TASK REQUIREMENTS - Please pull out every line that includes the string "page".

• • •

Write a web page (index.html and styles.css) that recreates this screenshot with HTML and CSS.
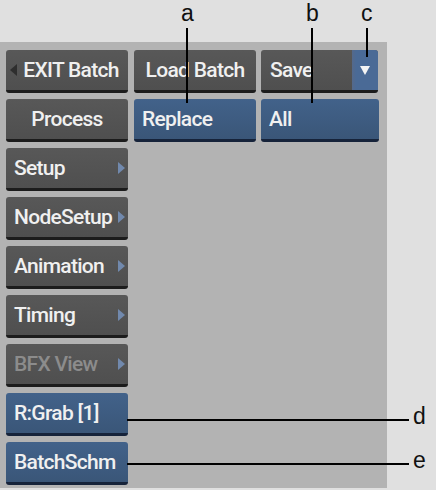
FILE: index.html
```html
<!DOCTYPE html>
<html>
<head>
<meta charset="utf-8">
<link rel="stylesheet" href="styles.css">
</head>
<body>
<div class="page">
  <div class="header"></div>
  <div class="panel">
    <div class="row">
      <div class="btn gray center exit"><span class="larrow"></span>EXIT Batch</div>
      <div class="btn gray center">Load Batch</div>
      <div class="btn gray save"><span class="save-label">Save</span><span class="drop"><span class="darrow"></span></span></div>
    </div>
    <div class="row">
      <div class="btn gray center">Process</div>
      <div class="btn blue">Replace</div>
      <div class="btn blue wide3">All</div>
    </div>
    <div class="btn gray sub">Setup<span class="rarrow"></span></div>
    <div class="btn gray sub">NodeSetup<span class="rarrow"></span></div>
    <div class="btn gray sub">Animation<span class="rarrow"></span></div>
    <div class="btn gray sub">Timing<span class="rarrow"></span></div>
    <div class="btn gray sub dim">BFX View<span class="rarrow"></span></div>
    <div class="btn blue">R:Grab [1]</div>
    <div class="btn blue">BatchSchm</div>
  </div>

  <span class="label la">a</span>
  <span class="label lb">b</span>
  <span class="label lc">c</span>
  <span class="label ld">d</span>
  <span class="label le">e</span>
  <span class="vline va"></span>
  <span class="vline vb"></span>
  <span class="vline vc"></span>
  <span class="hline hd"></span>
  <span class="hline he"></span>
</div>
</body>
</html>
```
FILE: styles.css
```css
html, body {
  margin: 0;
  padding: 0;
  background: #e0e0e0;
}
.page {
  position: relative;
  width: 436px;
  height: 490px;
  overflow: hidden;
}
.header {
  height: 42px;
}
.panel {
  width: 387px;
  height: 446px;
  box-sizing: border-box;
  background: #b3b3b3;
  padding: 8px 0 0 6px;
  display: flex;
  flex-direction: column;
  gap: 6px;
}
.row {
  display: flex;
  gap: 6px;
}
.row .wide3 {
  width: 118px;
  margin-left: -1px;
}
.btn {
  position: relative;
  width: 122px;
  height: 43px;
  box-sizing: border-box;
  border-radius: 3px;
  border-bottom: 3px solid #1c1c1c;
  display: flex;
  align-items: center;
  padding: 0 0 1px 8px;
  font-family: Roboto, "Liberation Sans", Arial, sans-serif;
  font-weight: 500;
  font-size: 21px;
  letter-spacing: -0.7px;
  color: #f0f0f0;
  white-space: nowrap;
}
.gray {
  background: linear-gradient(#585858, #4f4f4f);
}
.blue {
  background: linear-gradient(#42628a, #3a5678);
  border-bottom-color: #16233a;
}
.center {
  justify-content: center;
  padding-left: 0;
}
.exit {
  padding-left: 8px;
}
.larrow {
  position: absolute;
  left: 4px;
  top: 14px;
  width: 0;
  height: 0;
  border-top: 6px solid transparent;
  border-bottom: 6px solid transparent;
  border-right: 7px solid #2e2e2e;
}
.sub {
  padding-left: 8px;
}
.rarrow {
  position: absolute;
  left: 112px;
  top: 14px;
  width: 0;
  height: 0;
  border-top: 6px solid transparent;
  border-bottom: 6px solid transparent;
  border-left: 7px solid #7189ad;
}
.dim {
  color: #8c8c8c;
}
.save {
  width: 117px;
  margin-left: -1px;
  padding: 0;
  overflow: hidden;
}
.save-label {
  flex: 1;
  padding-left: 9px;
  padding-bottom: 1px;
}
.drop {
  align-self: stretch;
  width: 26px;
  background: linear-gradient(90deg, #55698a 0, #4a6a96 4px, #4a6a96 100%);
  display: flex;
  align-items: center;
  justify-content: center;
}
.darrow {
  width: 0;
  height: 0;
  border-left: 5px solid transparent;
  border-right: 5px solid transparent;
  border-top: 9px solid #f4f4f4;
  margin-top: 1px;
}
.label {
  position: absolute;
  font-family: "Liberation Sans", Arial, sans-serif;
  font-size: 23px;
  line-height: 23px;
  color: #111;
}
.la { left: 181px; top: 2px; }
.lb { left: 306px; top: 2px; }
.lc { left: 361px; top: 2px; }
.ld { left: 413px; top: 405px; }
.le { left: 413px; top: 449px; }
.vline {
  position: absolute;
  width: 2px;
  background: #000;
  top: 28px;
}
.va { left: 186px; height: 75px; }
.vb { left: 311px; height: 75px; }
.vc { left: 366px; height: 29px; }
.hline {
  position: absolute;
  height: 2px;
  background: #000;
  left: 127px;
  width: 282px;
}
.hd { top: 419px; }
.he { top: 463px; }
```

• • •

OUTPUT OF THE EXERCISE -
Write a web page (index.html and styles.css) that recreates this screenshot with HTML and CSS.
<div class="page">
.page {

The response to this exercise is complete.